During May, blue-green Uranus will be in the pre-dawn sky among the stars of southwestern Aries, but it will not be observable until late in the month when it will begin to rise in a dark sky, at about 4 a.m. local time.
Blue-tinted Neptune will spend May in the eastern pre-dawn sky among the stars of Aquarius – sitting about 4 degrees to the east of the naked eye star Hydor. As the month wears on, the planet will rise earlier, increasing the window of time for observing it in telescopes before morning twilight.
Gibbous: Used to describe a planet or moon that is more than 50 percent illuminated.
Asterism: A noteworthy or striking pattern of stars within a larger constellation.
Degrees (measuring the sky): The sky is 360 degrees all the way around, which means roughly 180 degrees from horizon to horizon. It’s easy to measure distances between objects: Your fist on an outstretched arm covers about 10 degrees of sky, while a finger covers about one degree.
Visual Magnitude: This is the astronomer’s scale for measuring the brightness of objects in the sky. The dimmest object visible in the night sky under perfectly dark conditions is about magnitude 6.5. Brighter stars are magnitude 2 or 1. The brightest objects get negative numbers. Venus can be as bright as magnitude minus 4.9. The full moon is minus 12.7 and the sun is minus 26.8.
Terminator: The boundary on the moon between sunlight and shadow.

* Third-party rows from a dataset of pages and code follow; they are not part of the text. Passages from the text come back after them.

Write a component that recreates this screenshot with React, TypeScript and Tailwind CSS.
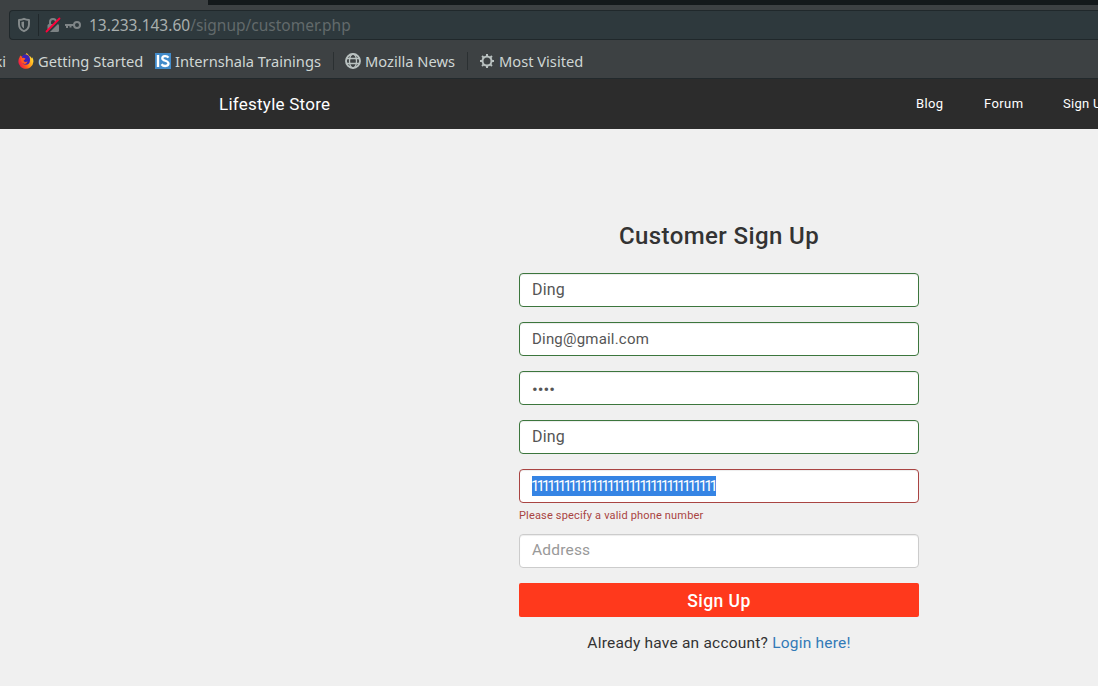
import type { ReactNode } from "react";

function ShieldIcon() {
  return (
    <svg className="h-4 w-4 shrink-0" viewBox="0 0 16 16" fill="none">
      <path d="M8 1.800c1.700.8 3.400 1.100 5 1.200v4.200c0 3.500-2 5.800-5 7-3-1.200-5-3.500-5-7V3c1.600-.1 3.300-.4 5-1.200z" stroke="#858b8c" strokeWidth="1.900" strokeLinejoin="round" />
      <path d="M8 4.500v7c-1.600-.9-2.500-2.300-2.500-4.300V5z" fill="#858b8c" />
    </svg>
  );
}

function InsecureIcon() {
  return (
    <svg className="h-4 w-4 shrink-0" viewBox="0 0 16 16" fill="none">
      <path d="M5 8V5a3 3 0 0 1 6 0v3" stroke="#7c8284" strokeWidth="2" />
      <rect x="2.500" y="7" width="11.500" height="8" rx="1.500" fill="#7c8284" />
      <path d="M3 15.200 14.800 3.400" stroke="#2e393d" strokeWidth="2.500" />
      <path d="M1.500 14.500 14.500 1.500" stroke="#ff0039" strokeWidth="1.800" strokeLinecap="round" />
    </svg>
  );
}

function KeyIcon() {
  return (
    <svg className="h-4 w-4 shrink-0" viewBox="0 0 16 16" fill="none">
      <circle cx="12" cy="8" r="3" stroke="#7f8587" strokeWidth="2" />
      <path d="M9 8H0M2 8v3M5.500 8v2.500" stroke="#7f8587" strokeWidth="2" />
    </svg>
  );
}

function FirefoxIcon() {
  return (
    <svg className="h-4 w-4 shrink-0" viewBox="0 0 16 16">
      <defs>
        <linearGradient id="flame" x1="1" y1="0.200" x2="0" y2="0.700">
          <stop offset="0" stopColor="#fff04a" />
          <stop offset=".3" stopColor="#ffb41f" />
          <stop offset=".65" stopColor="#ff5a1c" />
          <stop offset="1" stopColor="#ee1450" />
        </linearGradient>
      </defs>
      <path d="M8.500 0c1.400 1 2 1.800 2.400 2.800 1.500.5 2.400 1.500 2.800 2.600l.5-1.200c1 1.500 1.300 3 1.200 4.500A7.500 7.500 0 1 1 1.700 4.100l.4-1.600 1.500 1.100C5.300 3 6.500 3 7.200 3.200 7.300 1.900 7.700.9 8.500 0z" fill="url(#flame)" />
      <path d="M4 3.400C5.500 1.300 9 .8 11 3.200c1.500 2 1.400 5.800-.3 7.500-1.600 1.400-4.600 1.300-5.800-.2z" fill="#3b22b8" />
      <path d="M3 5.300c1.600-1 3.500-.8 4.500.4L6.300 7c-.7.300-.8 1-.2 1.500 1 .6 2.300.7 3.400-.2-.3 2.200-2 3.100-3.700 2.500-2-.6-3.300-3.300-2.800-5.500z" fill="#ff5a24" />
    </svg>
  );
}

function InternshalaIcon() {
  return (
    <svg className="h-4 w-4 shrink-0" viewBox="0 0 16 16" fill="none">
      <rect width="16" height="16" fill="#428bca" />
      <path d="M3 2v12" stroke="#fff" strokeWidth="2.400" />
      <path d="M13.500 4.600C12 2.400 7.300 2.500 7.300 5.200c0 3.200 6.200 1.900 6.200 5.400 0 3-5.100 3.100-7 .6" stroke="#fff" strokeWidth="2.300" />
    </svg>
  );
}

function GlobeIcon() {
  return (
    <svg className="h-4 w-4 shrink-0" viewBox="0 0 16 16" fill="none" stroke="#b9c1c0">
      <circle cx="8" cy="8" r="7" strokeWidth="1.900" />
      <ellipse cx="8" cy="8" rx="3.500" ry="7" strokeWidth="1.300" />
      <path d="M1.500 5.500h13M1.500 10.500h13" strokeWidth="1.300" />
    </svg>
  );
}

function GearIcon() {
  return (
    <svg className="h-4 w-4 shrink-0" viewBox="0 0 16 16" fill="none" stroke="#b9c1c0">
      <circle cx="8" cy="8" r="4.500" strokeWidth="2" />
      <path d="M8 1v2.500M8 12.500V15M1 8h2.500M12.500 8H15M3.050 3.050l1.600 1.600M11.350 11.350l1.600 1.600M3.050 12.950l1.600-1.600M11.350 4.650l1.600-1.600" strokeWidth="2" />
    </svg>
  );
}

function Field({ children, tone = "border-[#3c763d]" }: { children: ReactNode; tone?: string }) {
  return (
    <div className={`flex h-[34px] items-center rounded border bg-white px-3 text-[15px] tracking-[0.200px] text-[#555] shadow-[inset_0_1px_1px_rgba(0,0,0,.075)] ${tone}`}>
      {children}
    </div>
  );
}

export default function App() {
  return (
    <div className="flex h-[686px] w-full flex-col overflow-hidden bg-[#f0f0f0] font-['Roboto',sans-serif]">
      <header className="h-[79px] shrink-0 border-b border-[#22292c] bg-[#3d4143] font-['Noto_Sans',sans-serif]">
        <div className="ml-[208px] h-[5px] bg-[#14191b]" />
        <div className="mt-[5px] ml-[9px] flex h-[30px] items-center rounded-l border border-r-0 border-[#20282b] bg-[#2e393d] pl-[6px]">
          <ShieldIcon />
          <div className="mr-[6px] ml-[6px] h-[22px] w-px bg-[#20282b]" />
          <InsecureIcon />
          <div className="w-[4px]" />
          <KeyIcon />
          <span className="ml-[8px] pt-[2px] text-[15.500px] whitespace-nowrap text-[#626a6b]">
            <span className="text-[#a9afae]">13.233.143.60</span>/signup/customer.php
          </span>
        </div>
        <div className="flex h-[38px] items-center pt-[4px] text-[14.670px] whitespace-nowrap text-[#cfd6d4]">
          <span className="flex w-[6px] shrink-0 justify-end overflow-hidden">ki</span>
          <span className="ml-[12px] flex w-[137px] items-center gap-[4px]"><FirefoxIcon /><span>Getting Started</span></span>
          <span className="flex w-[178px] items-center gap-[4px]"><InternshalaIcon /><span>Internshala Trainings</span></span>
          <div className="h-[18px] w-px bg-[#2b3032]" />
          <span className="ml-[11px] flex w-[122px] items-center gap-[4px]"><GlobeIcon /><span>Mozilla News</span></span>
          <div className="h-[18px] w-px bg-[#2b3032]" />
          <span className="ml-[11px] flex items-center gap-[4px]"><GearIcon /><span>Most Visited</span></span>
        </div>
      </header>
      <nav className="flex h-[50px] shrink-0 items-center overflow-hidden bg-[#2c2c2c] pl-[219px] whitespace-nowrap text-white">
        <span className="w-[697px] shrink-0 pt-[2px] text-[17px] tracking-[0.250px]">Lifestyle Store</span>
        <span className="w-[68px] shrink-0 text-[13px] tracking-[0.400px]">Blog</span>
        <span className="w-[79px] shrink-0 text-[13px] tracking-[0.400px]">Forum</span>
        <span className="shrink-0 text-[13px] tracking-[0.300px]">Sign Up</span>
      </nav>
      <main className="ml-[519px] flex w-[400px] flex-col pt-[90px] whitespace-nowrap">
        <h1 className="h-[54px] text-center text-[24px] leading-[34px] font-medium tracking-[0.400px] text-[#333]">Customer Sign Up</h1>
        <div className="flex flex-col gap-[15px]">
          <Field><span className="text-[16px] tracking-[0.200px]">Ding</span></Field>
          <Field>Ding@gmail.com</Field>
          <Field><span className="pt-[3px] text-[17px] tracking-[0px]">••••</span></Field>
          <Field><span className="text-[16px] tracking-[0.200px]">Ding</span></Field>
        </div>
        <div className="mt-[15px] h-[65px]">
          <Field tone="border-[#a94442]">
            <span className="h-5 w-[184px] bg-[#3584e4] indent-[-1px] leading-5 tracking-[-3.020px] text-white">1111111111111111111111111111111111</span>
          </Field>
          <p className="pt-[5px] text-[11px] leading-[16px] tracking-[0.170px] text-[#a94442]">Please specify a valid phone number</p>
        </div>
        <Field tone="border-[#ccc]"><span className="text-[15.500px] tracking-[0.200px] text-[#999]">Address</span></Field>
        <button className="mt-[15px] h-[34px] rounded-[2px] bg-[#ff391c] pt-[3px] text-[17.500px] font-medium tracking-[0.450px] text-white">Sign Up</button>
        <p className="mt-[15px] text-center text-[15.500px] leading-[22px] tracking-[0.210px] text-[#333]">Already have an account? <a className="text-[#337ab7]">Login here!</a></p>
      </main>
    </div>
  );
}
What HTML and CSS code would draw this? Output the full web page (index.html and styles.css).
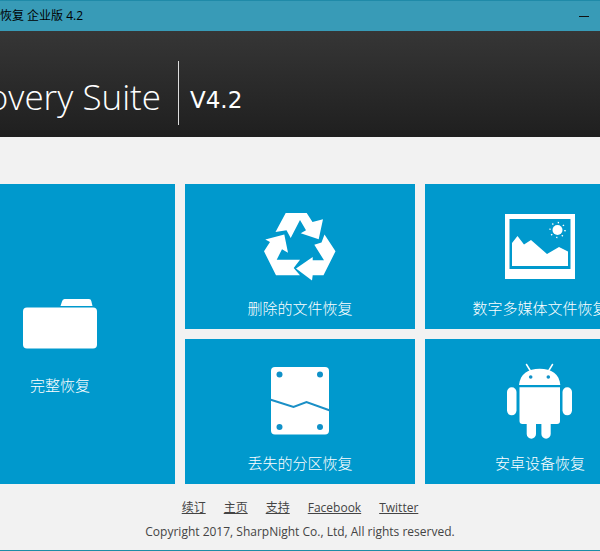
FILE: index.html
```html
<!DOCTYPE html>
<html lang="zh-CN">
<head>
<meta charset="utf-8">
<title>恢复 企业版 4.2</title>
<link rel="stylesheet" href="styles.css">
</head>
<body>
<div class="window">
  <div class="titlebar">
    <span class="titlebar-text">恢复 企业版 4.2</span>
    <button class="minimize" type="button" aria-label="最小化"></button>
  </div>
  <header class="banner">
    <h1 class="product"><span>overy Suite</span></h1>
    <span class="version">V4.2</span>
  </header>
  <main class="tiles">
    <button class="tile tile-tall" type="button">
      <svg class="icon" width="76" height="76" viewBox="0 0 76 76" fill="#fff" aria-hidden="true">
        <path d="M38.500 21 40 16.500Q40.500 14 42.500 14H67Q69 14 69.300 16L70.500 21Z"/>
        <rect x="1" y="22.500" width="74" height="41" rx="4"/>
      </svg>
      <span>完整恢复</span>
    </button>
    <button class="tile" type="button">
      <svg class="icon" width="76" height="76" viewBox="0 0 76 76" fill="#fff" aria-hidden="true">
        <path d="M23.700 5H44.700L50.500 14 61 11.300 56.700 31.300 38.700 25.300 44 22.300 38 12 28.700 30 24.500 22.300 13.500 24Z"/>
        <path d="M22.300 26.500 26 44.700 20 41.300 14.700 51.700H38L31.700 60 38 67.300H14L2 43.300 8 34 3.300 31.500Z"/>
        <path d="M34 60.500 50.700 49V52.300H62L52.300 36.700 59.500 34.500 62.500 26.500 73.500 43.300 61.500 67.300H50.700L50 72.500Z"/>
      </svg>
      <span>删除的文件恢复</span>
    </button>
    <button class="tile" type="button">
      <svg class="icon" width="76" height="76" viewBox="0 0 76 76" fill="#fff" aria-hidden="true">
        <path fill-rule="evenodd" d="M3 6H73V71H3ZM7.500 11V61H68.500V11Z"/>
        <path d="M10 58V35L15.500 28 22 36.500 29 32 45 46 57 39 66 43.500V58Z"/>
        <circle cx="55.500" cy="22" r="5"/>
        <circle cx="55.500" cy="22" r="7.500" fill="none" stroke="#fff" stroke-width="1.500" stroke-dasharray="1.300 4.590"/>
      </svg>
      <span>数字多媒体文件恢复</span>
    </button>
    <button class="tile" type="button">
      <svg class="icon" width="76" height="76" viewBox="0 0 76 76" aria-hidden="true">
        <rect x="9" y="4" width="58" height="67.500" rx="4" fill="#fff"/>
        <path d="M8 36.500 31.500 44 44.500 39 68 47.500" fill="none" stroke="#1a8fc6" stroke-width="2"/>
        <g fill="#1091c8"><circle cx="17.500" cy="11.500" r="3"/><circle cx="58" cy="11.500" r="3"/><circle cx="17.500" cy="64" r="3"/><circle cx="58" cy="64" r="3"/></g>
      </svg>
      <span>丢失的分区恢复</span>
    </button>
    <button class="tile" type="button">
      <svg class="icon" width="76" height="76" viewBox="0 0 76 76" fill="#fff" aria-hidden="true">
        <path d="M17 22C18 11 26 5.700 37.700 5.700S57.500 11 58.300 22Z"/>
        <path d="M28.500 8 24.500 1.500M46.500 8 50.500 1.500" stroke="#fff" stroke-width="1.500" stroke-linecap="round"/>
        <path d="M17.500 24.300H58V58Q58 61 55 61H48.700V71A4.600 4.600 0 0 1 39.400 71V61H34V71A4.600 4.600 0 0 1 24.700 71V61H20.500Q17.500 61 17.500 58Z"/>
        <rect x="5" y="24.300" width="9.500" height="28" rx="4.700"/>
        <rect x="60.500" y="24.300" width="9.500" height="28" rx="4.700"/>
        <g fill="#1091c8"><circle cx="28.700" cy="14" r="1.800"/><circle cx="46.300" cy="14" r="1.800"/></g>
      </svg>
      <span>安卓设备恢复</span>
    </button>
  </main>
  <footer class="footer">
    <nav class="links">
      <a href="#renew">续订</a>
      <a href="#home">主页</a>
      <a href="#support">支持</a>
      <a href="#facebook">Facebook</a>
      <a href="#twitter">Twitter</a>
    </nav>
    <p class="copyright">Copyright 2017, SharpNight Co., Ltd, All rights reserved.</p>
  </footer>
</div>
</body>
</html>
```
FILE: styles.css
```css
* {
  box-sizing: border-box;
}

body {
  margin: 0;
  background: #fff;
  font-family: "Open Sans", "Noto Sans CJK SC", sans-serif;
}

.window {
  overflow: hidden;
  background: #f2f2f2;
  border-top: 1px solid #1f8aa8;
  border-bottom: 1px solid #1d8ca6;
}

.titlebar {
  display: flex;
  align-items: center;
  justify-content: space-between;
  height: 30px;
  padding-right: 10px;
  background: #389bb7;
  color: #000;
  font-size: 12px;
}

.titlebar-text {
  line-height: 30px;
  white-space: nowrap;
}

.minimize {
  width: 12px;
  height: 12px;
  padding: 0;
  border: 0;
  background: linear-gradient(#111, #111) center / 10px 1px no-repeat;
}

.banner {
  display: flex;
  align-items: flex-end;
  height: 106px;
  padding-bottom: 12px;
  background: linear-gradient(#363636, #1f1f1f);
  color: #fff;
}

.product {
  display: flex;
  justify-content: flex-end;
  width: 179px;
  height: 64px;
  margin: 0;
  padding-right: 17px;
  border-right: 1px solid #ddd;
  font: 300 35px/72px "Open Sans", sans-serif;
  white-space: nowrap;
}

.version {
  padding-left: 11px;
  font: 23px/50px "DejaVu Sans", sans-serif;
}

.tiles {
  display: grid;
  grid-template-columns: repeat(3, 230px);
  grid-auto-rows: 145px;
  gap: 10px;
  justify-content: center;
  padding: 47px 0 12px;
}

.tile {
  display: flex;
  flex-direction: column;
  align-items: center;
  justify-content: center;
  gap: 14px;
  padding: 12px 0 0;
  border: 0;
  background: #0099cd;
  color: #fff;
  font: 300 15px/20px "Noto Sans CJK SC", sans-serif;
  white-space: nowrap;
}

.tile-tall {
  grid-row: span 2;
}

.icon {
  display: block;
  flex: none;
}

.footer {
  padding-bottom: 6px;
  color: #444;
  font-size: 12px;
  line-height: 24px;
  text-align: center;
}

.links {
  display: flex;
  justify-content: center;
  gap: 18px;
}

.links a {
  color: inherit;
}

.copyright {
  margin: 0;
}
```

Zenith: The point in the sky directly overhead.
Night Sky Observing Tips
- Adjust to the dark: If you wish to observe faint objects, such as meteors or dim stars, give your eyes at least 15 minutes to adjust to the darkness.
- Light Pollution: Even from a big city, one can see the moon, a handful of bright stars and sometimes the brightest planets. But to fully enjoy the heavens — especially a meteor shower, the constellations, or to see the amazing swath across the sky that represents our view toward the center of the Milky Way Galaxy — rural areas are best for night sky viewing. If you’re stuck in a city or suburban area, a building can be used to block ambient light (or moonlight) to help reveal fainter objects. If you’re in the suburbs, simply turning off outdoor lights can help.
- Prepare for skywatching: If you plan to be out for more than a few minutes, and it’s not a warm summer evening, dress warmer than you think necessary. An hour of observing a winter meteor shower can chill you to the bone. A blanket or lounge chair will prove much more comfortable than standing or sitting in a chair and craning your neck to see overhead.
- Daytime skywatching: When Venus is visible (that is, not in front of or behind the sun) it can often be spotted during the day. But you’ll need to know where to look. A sky map is helpful. When the sun has large sunspots, they can be seen without a telescope. However, it’s unsafe to look at the sun without protective eyewear. See our video on how to safely observe the sun, or our safe sunwatching infographic.